Misunderstanding How APS and Mohave Electric Cooperative Billing Works
Bullhead City homes are served by either Arizona Public Service (APS) or Mohave Electric Cooperative (MEC), depending on location—and their net-metering and billing structures are not identical. A system sized correctly for one utility's rate structure may be over- or under-built for the other. Ask your installer to show you a bill analysis that reflects your actual utility and rate schedule, not a generic Arizona average. Demand charges, time-of-use rates, and export compensation rules all affect your real payback period.
Fixating on Panel Wattage and Ignoring System Design
Higher wattage panels are not always better for a specific roof. What matters is total system output relative to your consumption, shading factors, and how the inverter technology handles partial shading—important in Bullhead City where patio covers, ramadas, and block walls can cast shadows across part of a roofline at different times of year.
| Component | What to Ask About |
|---|---|
| Panels | Temperature coefficient (lower = better in heat) |
| Inverter | String vs. microinverter vs. power optimizers for shading |
| Mounting hardware | Wind and heat rating; roof penetration sealing |
| Monitoring | App access and alerting for underperformance |
The temperature coefficient is especially worth discussing. Panel output degrades in extreme heat, and a panel with a coefficient of -0.35%/°C will outperform one at -0.50%/°C on a 115°F afternoon.
Not Verifying HOA Approval Before Signing a Contract
Many Bullhead City neighborhoods—particularly newer developments—have active HOAs. Arizona's solar rights law (A.R.S. § 33-1816) strongly limits an HOA's ability to prohibit solar, but associations can regulate placement and aesthetics within certain bounds. Get your HOA's written approval (or written confirmation that none is needed) before you commit to a system design. Discovering a panel layout needs to change after permits are pulled is expensive and time-consuming.

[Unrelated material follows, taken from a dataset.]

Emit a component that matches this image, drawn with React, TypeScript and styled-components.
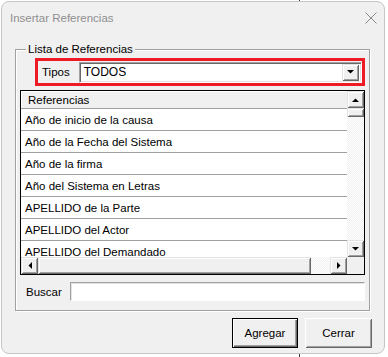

Chasing the Lowest Bid Without Comparing What's Actually Included
Get at least three written quotes and make sure they cover the same scope:
- Equipment brands and model numbers – not just wattage totals
- Permit fees – who pulls permits and who pays if re-submission is required
- Interconnection application – who handles the utility paperwork
- Warranty terms – separate workmanship, panel, and inverter warranties
- Monitoring setup – included or extra?
- Post-install inspection – is a final walkthrough guaranteed?

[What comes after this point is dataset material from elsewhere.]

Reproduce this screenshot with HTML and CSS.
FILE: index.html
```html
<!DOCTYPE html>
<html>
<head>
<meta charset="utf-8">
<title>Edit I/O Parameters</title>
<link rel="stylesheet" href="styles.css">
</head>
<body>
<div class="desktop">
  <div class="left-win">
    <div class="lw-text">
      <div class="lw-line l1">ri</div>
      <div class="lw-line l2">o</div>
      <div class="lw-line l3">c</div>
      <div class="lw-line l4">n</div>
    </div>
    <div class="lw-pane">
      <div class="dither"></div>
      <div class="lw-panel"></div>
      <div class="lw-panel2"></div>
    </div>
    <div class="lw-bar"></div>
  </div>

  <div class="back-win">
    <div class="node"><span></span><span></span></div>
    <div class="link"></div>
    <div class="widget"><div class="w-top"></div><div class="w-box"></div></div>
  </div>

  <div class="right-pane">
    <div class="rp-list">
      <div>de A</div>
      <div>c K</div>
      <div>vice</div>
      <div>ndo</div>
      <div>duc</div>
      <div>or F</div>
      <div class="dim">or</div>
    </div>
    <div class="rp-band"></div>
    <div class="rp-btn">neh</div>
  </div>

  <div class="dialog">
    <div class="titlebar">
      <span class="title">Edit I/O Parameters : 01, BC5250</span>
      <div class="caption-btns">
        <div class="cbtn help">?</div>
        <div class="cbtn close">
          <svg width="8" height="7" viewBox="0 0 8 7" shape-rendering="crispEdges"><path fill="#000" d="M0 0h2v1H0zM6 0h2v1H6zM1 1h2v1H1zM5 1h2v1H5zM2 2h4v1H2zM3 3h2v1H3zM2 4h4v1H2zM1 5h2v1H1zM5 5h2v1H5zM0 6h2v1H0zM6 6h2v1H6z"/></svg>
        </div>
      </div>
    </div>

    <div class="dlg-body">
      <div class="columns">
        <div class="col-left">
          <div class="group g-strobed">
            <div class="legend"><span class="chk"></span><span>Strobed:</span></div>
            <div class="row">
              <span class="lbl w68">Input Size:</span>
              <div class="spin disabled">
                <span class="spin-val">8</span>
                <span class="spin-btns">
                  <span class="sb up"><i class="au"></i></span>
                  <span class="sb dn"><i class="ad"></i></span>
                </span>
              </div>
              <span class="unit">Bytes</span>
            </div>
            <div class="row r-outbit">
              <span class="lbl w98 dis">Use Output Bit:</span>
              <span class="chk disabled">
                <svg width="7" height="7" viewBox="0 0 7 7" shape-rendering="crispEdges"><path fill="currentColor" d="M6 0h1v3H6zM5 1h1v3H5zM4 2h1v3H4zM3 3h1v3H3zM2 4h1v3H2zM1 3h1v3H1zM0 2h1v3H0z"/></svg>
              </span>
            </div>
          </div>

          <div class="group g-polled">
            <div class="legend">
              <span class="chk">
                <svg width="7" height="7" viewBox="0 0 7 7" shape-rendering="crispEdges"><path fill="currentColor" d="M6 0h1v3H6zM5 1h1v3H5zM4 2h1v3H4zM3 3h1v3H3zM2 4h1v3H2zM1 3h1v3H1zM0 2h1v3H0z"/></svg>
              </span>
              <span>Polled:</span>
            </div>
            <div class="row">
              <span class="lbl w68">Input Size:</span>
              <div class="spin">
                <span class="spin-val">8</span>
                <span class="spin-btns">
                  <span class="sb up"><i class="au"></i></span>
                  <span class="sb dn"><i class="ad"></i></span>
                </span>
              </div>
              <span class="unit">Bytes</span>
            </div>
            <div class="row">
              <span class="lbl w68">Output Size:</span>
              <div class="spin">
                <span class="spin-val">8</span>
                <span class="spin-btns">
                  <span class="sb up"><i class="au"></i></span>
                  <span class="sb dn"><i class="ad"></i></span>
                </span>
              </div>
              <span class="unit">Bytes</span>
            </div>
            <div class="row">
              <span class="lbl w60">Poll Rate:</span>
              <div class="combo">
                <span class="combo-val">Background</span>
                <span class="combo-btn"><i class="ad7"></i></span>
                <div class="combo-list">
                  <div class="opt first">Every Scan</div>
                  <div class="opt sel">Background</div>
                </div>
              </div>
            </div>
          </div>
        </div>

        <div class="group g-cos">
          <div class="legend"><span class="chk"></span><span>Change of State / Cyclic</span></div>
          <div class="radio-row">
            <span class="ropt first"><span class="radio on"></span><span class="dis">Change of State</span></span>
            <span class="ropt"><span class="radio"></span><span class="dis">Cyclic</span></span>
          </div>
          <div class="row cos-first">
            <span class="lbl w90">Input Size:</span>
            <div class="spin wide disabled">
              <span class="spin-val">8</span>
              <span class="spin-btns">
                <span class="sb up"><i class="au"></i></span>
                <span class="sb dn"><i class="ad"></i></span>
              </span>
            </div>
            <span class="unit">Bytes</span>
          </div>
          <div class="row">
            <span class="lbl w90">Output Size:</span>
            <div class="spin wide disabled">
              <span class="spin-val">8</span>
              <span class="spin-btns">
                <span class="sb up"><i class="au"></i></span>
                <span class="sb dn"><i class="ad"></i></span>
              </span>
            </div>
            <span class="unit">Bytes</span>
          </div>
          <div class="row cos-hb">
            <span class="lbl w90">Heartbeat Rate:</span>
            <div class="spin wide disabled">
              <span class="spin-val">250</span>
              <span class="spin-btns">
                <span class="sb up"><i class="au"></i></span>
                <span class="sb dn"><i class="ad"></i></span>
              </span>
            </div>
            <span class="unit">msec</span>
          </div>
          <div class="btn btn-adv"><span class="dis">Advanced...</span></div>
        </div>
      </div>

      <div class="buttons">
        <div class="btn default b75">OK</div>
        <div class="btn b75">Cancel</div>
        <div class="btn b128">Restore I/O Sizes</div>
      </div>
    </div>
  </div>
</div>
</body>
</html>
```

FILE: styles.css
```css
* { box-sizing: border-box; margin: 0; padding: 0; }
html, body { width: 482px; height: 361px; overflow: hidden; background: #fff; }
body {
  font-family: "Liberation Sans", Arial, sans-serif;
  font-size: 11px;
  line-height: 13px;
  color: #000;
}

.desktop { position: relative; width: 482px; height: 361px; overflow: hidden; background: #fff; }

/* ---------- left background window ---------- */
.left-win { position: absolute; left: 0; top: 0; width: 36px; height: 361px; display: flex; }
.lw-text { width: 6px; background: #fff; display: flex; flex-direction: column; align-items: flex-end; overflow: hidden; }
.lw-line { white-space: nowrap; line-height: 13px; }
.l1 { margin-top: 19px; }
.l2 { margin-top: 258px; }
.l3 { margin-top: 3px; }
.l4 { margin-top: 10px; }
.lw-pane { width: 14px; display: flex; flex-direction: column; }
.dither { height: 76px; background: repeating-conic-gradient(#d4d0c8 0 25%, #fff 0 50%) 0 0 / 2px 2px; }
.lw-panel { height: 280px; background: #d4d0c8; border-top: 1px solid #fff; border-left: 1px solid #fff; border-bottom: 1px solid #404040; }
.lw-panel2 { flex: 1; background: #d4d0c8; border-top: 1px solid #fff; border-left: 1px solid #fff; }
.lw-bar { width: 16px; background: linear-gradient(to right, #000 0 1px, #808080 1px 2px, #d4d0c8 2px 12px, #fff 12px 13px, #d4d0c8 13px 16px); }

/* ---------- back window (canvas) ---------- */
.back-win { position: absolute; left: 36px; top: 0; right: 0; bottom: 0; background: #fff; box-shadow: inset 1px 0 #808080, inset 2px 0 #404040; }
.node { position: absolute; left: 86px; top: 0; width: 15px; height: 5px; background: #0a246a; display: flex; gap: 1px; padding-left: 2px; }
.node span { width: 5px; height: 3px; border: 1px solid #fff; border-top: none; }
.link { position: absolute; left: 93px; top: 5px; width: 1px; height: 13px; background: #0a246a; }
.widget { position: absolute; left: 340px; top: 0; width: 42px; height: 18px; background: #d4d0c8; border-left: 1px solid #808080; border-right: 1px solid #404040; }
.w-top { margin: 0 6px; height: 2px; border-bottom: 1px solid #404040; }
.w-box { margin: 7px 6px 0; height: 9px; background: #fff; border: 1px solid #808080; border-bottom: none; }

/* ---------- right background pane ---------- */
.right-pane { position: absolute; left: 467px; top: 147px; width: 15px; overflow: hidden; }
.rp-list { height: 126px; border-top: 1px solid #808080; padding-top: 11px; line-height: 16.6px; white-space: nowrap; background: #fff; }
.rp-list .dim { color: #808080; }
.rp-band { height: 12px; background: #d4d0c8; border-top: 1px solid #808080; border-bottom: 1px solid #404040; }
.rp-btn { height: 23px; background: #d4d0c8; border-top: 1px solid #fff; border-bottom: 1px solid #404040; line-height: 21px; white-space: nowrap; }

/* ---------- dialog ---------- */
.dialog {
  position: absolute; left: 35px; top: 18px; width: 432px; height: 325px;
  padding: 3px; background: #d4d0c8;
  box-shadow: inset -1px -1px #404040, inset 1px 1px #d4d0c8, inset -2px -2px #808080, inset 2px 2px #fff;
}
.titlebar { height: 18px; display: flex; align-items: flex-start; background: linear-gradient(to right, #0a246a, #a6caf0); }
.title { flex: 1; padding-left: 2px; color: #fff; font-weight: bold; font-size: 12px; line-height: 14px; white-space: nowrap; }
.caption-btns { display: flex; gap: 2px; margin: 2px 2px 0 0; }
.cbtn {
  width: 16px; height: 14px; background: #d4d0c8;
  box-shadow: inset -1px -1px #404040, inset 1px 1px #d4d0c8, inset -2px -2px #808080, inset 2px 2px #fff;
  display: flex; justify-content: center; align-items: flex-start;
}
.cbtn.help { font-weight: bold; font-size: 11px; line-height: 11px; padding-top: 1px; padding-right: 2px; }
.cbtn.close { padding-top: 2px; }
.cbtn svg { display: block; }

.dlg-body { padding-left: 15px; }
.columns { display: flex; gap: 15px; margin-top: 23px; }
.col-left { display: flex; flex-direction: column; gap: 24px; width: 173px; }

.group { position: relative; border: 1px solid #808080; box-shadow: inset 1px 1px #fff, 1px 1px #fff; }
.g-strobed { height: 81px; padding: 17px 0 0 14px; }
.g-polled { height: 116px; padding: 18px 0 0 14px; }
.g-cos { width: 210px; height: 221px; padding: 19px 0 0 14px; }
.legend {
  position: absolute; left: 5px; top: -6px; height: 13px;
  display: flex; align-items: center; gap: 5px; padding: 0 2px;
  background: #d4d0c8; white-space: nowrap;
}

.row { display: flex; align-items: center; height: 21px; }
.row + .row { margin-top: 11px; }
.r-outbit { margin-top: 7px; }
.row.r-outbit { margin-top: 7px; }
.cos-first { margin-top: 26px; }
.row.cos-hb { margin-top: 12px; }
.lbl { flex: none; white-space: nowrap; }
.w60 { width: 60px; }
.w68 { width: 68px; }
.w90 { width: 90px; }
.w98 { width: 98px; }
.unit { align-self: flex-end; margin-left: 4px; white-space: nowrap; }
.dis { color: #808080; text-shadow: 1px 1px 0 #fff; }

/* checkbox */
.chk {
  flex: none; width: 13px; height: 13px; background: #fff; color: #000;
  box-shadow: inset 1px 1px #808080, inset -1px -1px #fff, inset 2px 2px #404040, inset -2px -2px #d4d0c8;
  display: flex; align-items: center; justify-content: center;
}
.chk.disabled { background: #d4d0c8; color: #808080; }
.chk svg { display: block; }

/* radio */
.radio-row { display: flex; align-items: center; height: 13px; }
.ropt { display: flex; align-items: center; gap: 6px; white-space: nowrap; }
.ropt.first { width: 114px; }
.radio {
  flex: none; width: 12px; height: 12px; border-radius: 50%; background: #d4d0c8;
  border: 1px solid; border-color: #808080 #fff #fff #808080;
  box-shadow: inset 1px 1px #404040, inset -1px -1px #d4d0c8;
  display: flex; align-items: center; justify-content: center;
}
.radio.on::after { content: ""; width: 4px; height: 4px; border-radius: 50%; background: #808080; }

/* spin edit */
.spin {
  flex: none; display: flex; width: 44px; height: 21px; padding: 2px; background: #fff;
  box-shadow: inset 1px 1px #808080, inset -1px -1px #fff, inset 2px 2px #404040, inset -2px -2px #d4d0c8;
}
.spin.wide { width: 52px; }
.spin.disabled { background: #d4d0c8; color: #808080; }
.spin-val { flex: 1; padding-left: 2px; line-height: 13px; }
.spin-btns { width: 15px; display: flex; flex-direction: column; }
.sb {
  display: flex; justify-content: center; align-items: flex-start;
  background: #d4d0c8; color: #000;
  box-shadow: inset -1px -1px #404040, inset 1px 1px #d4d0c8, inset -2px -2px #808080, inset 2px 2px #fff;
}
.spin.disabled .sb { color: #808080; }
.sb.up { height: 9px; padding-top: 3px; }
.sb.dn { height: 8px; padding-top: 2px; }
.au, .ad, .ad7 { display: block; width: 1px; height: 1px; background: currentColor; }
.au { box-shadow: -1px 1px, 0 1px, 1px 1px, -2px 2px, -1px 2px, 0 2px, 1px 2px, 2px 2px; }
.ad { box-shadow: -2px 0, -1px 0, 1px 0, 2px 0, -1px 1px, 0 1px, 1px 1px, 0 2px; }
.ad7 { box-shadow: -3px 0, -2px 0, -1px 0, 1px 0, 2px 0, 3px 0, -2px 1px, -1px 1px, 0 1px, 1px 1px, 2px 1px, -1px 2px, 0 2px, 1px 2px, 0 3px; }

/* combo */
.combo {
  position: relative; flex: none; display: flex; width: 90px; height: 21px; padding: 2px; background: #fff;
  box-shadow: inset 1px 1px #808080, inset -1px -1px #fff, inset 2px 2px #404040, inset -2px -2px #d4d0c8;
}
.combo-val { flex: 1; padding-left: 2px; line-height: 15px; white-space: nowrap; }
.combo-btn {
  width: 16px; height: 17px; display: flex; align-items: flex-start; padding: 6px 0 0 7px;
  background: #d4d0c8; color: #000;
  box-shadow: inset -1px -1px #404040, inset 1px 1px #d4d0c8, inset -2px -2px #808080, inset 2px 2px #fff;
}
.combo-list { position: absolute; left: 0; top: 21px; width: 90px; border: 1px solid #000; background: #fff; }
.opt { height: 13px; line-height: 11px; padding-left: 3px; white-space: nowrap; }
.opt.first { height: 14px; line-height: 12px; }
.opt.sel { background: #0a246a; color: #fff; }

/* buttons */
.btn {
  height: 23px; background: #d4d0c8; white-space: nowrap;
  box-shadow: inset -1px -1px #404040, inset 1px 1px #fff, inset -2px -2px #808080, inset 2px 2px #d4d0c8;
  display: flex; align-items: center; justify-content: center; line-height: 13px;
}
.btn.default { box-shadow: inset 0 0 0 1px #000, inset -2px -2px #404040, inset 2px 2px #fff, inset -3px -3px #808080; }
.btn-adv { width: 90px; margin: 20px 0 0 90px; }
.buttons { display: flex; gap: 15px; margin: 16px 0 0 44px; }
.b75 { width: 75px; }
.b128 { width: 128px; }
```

A quote that's $3,000–$5,000 lower may simply exclude items competitors bundle in, or it may reflect cheaper components that underperform in Bullhead City's heat load.
Forgetting About Arizona's TPT (Sales Tax) Treatment
Arizona's Transaction Privilege Tax rules for solar installations can be nuanced. In some configurations, the installer owes TPT on materials rather than passing it through as a line item; in others, the customer sees it directly. Either way, make sure your contract is clear about what's included in the total price so you're not surprised at closing. A reputable installer will be upfront about how they handle this.

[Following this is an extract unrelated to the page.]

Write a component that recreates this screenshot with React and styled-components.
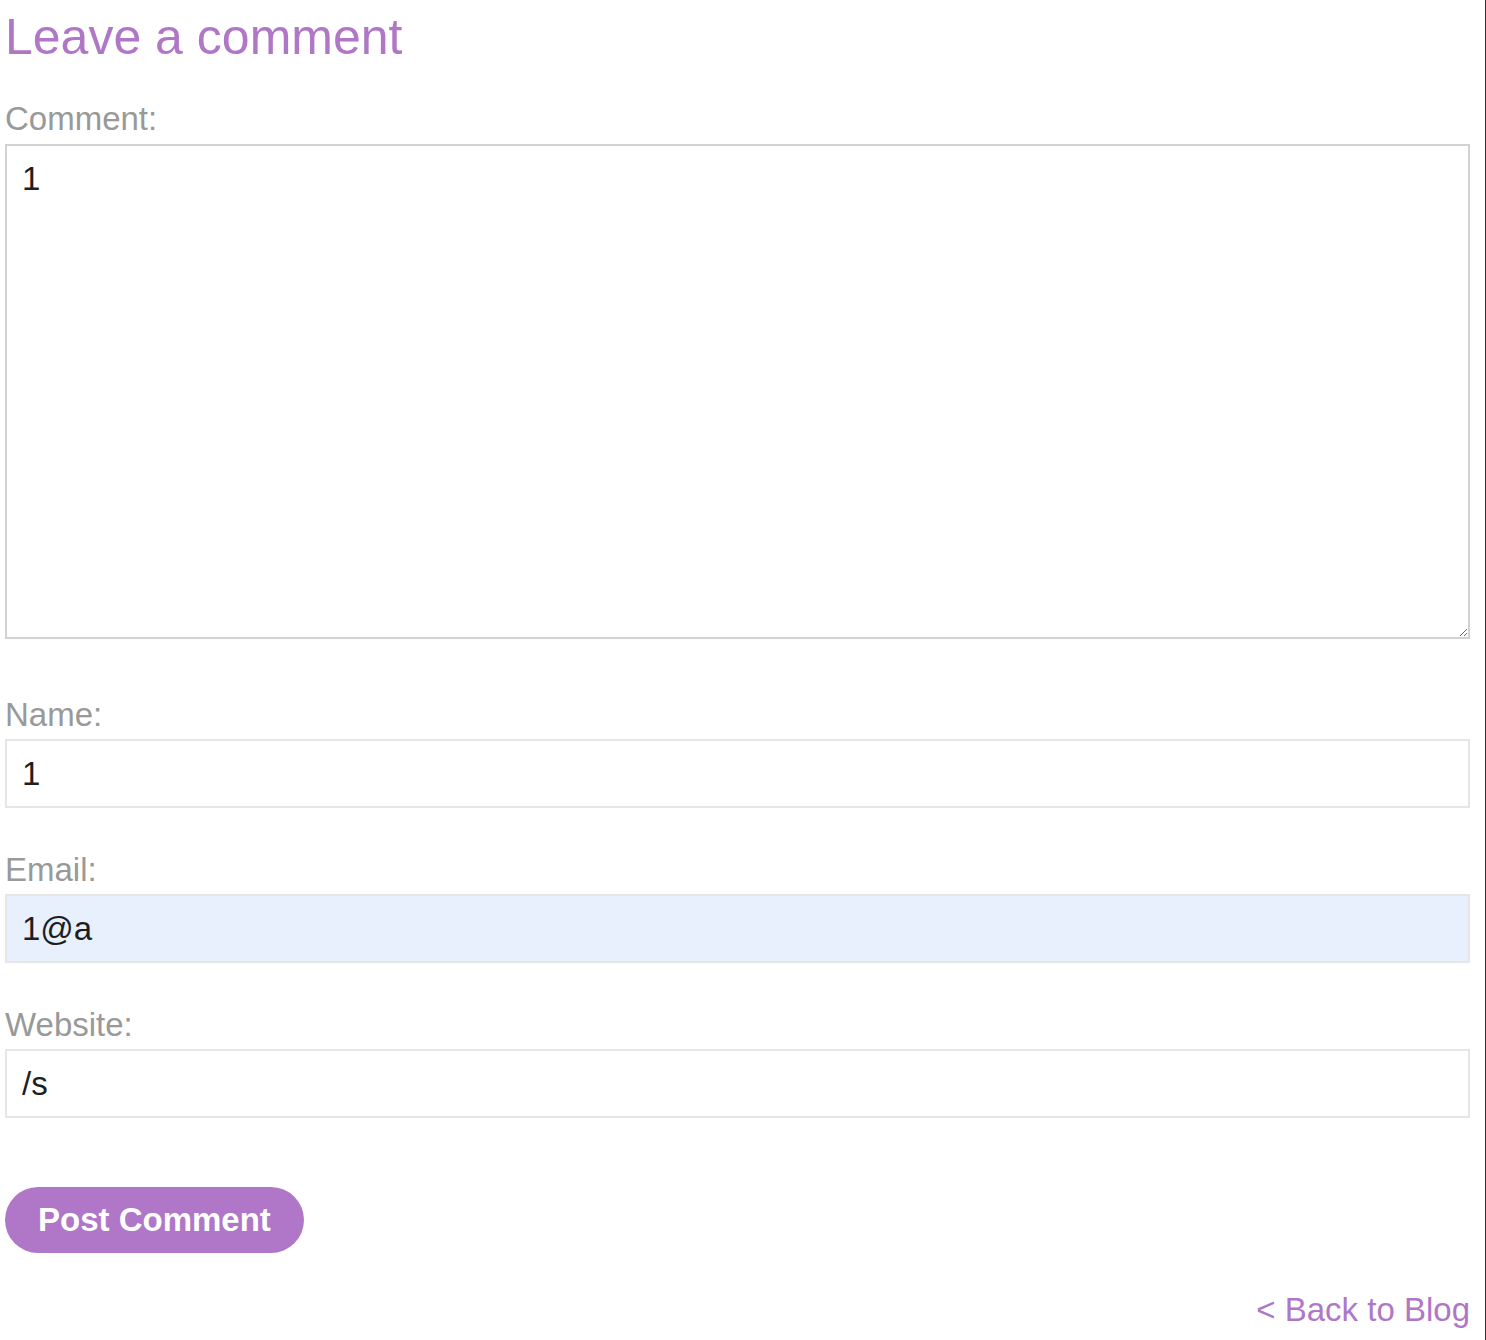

Not Asking About Monsoon-Season Readiness
August monsoons bring fast-moving dust storms, high winds, and occasional hail to the Bullhead City area. Ask specifically how roof penetrations are sealed, what wind uplift rating the racking system carries, and whether the installer does a post-monsoon inspection protocol. Dusty panels lose meaningful output—some homeowners in the region budget for periodic cleaning between late summer and fall.
Avoiding these mistakes starts with finding vetted local professionals. You can search local solar installation pros to compare options, or browse the broader home services directory for additional context. If you want to explore all the service providers operating in your area, the Bullhead City business listings are a solid starting point.
The Bullhead City sun is a genuine asset—with the right installer, the right system design, and a clear-eyed understanding of your utility's billing rules, solar can deliver real savings for decades. Take the time to ask the hard questions upfront, and you'll be far better positioned than the homeowners who find out the hard way.